Gloria Verdieu’s Dec. 31 Workers World article covered Haitians’ deplorable conditions. Just in the past few weeks, conditions have worsened, however, since the number of Haitian refugees in Tijuana has grown rapidly. Shelters supply one meal a day, little availability for washing, and force some Haitians to sleep outdoors.
Haitians gained TPS, which allows them to live and work in the U.S., because conditions in Haiti were unsafe after the earthquake of 2010. Normally TPS is awarded only to people already in the U.S., but was extended to people who applied on the border.
Over 5,000 Haitians were granted TPS in the period from October 2015 to January 2017, compared to 339 people between October 2014 and September 2015. (Haiti Chery, Jan. 18)
Almost all Haitians in Tijuana had worked in Brazil, which needed their labor, both to handle the World Cup 2014 and the Olympics in 2016 and to sustain Brazil’s boom.
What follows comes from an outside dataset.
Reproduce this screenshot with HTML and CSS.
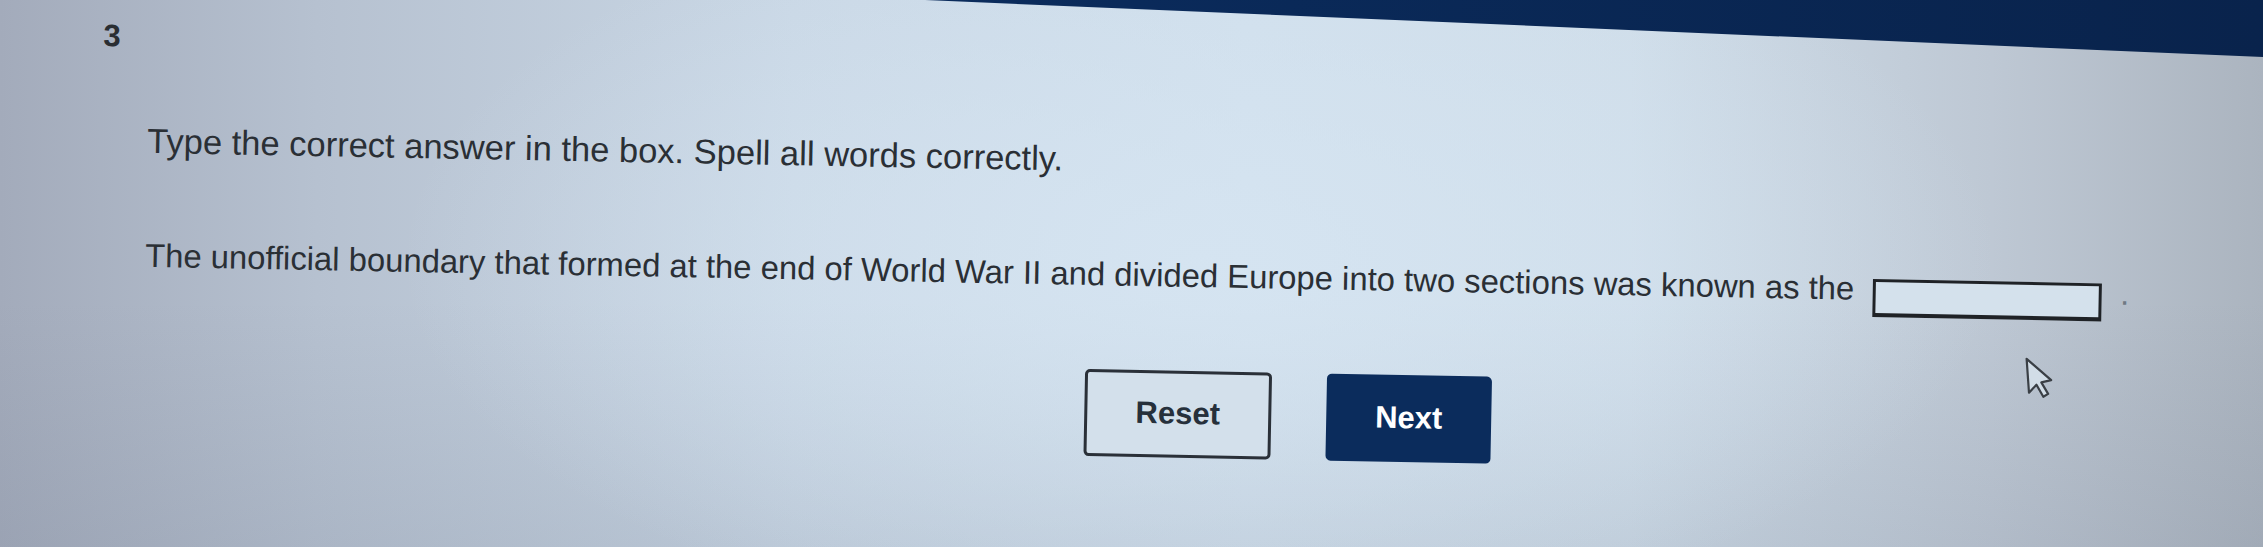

However, even before the Olympics started, Brazil’s need for labor was slowing down and many Haitians were being laid off, despite being paid much less than most other workers.
The September 2015 Haiti Press Network estimated that the number of Haitians in Brazil went from 35,000 in 2010 before the earthquake to 70,000 in 2015. That figure grew early in 2016.
Valéry Numa, a Haitian journalist quoted by the Sept. 24 Miami Herald, estimates that 40,000 Haitians left Brazil for Chile in 2014-15. But Chile was just a way station to the United States. Most of the Haitians began the long, arduous and dangerous trek north, confronting cops, people smugglers, bus companies and bandits.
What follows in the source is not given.